┏━━
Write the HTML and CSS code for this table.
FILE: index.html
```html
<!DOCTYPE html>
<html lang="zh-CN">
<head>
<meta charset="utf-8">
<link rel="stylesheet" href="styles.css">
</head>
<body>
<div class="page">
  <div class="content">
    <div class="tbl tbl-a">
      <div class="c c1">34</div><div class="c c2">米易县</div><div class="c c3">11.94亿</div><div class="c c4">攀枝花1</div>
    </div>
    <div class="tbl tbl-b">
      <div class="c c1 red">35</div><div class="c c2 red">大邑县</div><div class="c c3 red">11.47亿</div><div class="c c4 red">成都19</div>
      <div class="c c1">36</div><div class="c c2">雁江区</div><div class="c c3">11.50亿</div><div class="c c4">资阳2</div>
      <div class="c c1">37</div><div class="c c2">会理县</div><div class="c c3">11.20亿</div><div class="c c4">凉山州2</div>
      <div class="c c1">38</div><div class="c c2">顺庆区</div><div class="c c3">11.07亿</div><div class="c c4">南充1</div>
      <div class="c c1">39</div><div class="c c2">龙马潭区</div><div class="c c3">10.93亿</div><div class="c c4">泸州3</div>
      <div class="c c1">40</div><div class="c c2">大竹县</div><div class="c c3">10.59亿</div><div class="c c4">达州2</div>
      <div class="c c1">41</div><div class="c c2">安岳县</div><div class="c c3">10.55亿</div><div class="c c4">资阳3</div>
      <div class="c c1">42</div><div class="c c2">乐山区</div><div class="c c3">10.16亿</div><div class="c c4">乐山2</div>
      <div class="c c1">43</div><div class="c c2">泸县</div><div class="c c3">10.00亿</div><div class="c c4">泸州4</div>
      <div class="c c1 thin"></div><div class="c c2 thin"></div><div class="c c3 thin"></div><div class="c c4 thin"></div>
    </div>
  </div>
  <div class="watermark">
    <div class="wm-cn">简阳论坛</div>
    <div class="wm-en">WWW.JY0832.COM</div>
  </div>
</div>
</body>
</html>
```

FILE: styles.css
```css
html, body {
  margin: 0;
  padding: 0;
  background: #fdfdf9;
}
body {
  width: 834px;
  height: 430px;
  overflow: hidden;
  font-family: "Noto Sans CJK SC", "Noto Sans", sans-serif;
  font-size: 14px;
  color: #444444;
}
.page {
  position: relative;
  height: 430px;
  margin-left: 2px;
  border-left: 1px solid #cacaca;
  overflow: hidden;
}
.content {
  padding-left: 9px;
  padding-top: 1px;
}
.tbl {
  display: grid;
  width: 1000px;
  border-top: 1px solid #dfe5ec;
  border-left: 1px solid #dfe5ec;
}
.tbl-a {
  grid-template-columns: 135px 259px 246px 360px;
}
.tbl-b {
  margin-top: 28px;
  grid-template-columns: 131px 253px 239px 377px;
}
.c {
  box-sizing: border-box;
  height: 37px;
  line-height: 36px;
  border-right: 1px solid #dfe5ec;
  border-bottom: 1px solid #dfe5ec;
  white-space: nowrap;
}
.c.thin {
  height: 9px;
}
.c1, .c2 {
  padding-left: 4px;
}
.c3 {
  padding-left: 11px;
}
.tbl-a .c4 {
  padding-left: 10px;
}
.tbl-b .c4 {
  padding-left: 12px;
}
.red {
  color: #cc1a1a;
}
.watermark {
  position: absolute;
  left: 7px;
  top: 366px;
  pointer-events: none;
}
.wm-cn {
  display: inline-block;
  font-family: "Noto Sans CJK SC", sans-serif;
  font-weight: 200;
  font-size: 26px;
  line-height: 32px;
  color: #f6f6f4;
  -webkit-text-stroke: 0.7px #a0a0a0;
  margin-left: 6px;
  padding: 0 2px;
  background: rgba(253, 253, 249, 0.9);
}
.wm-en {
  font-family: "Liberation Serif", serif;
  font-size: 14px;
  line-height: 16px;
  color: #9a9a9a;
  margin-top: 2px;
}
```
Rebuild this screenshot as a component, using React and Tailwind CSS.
┗━━
* Given problem
Scan the entries above. Copy each line that has the string "this".

* Complete response
Write the HTML and CSS code for this table.
Rebuild this screenshot as a component, using React and Tailwind CSS.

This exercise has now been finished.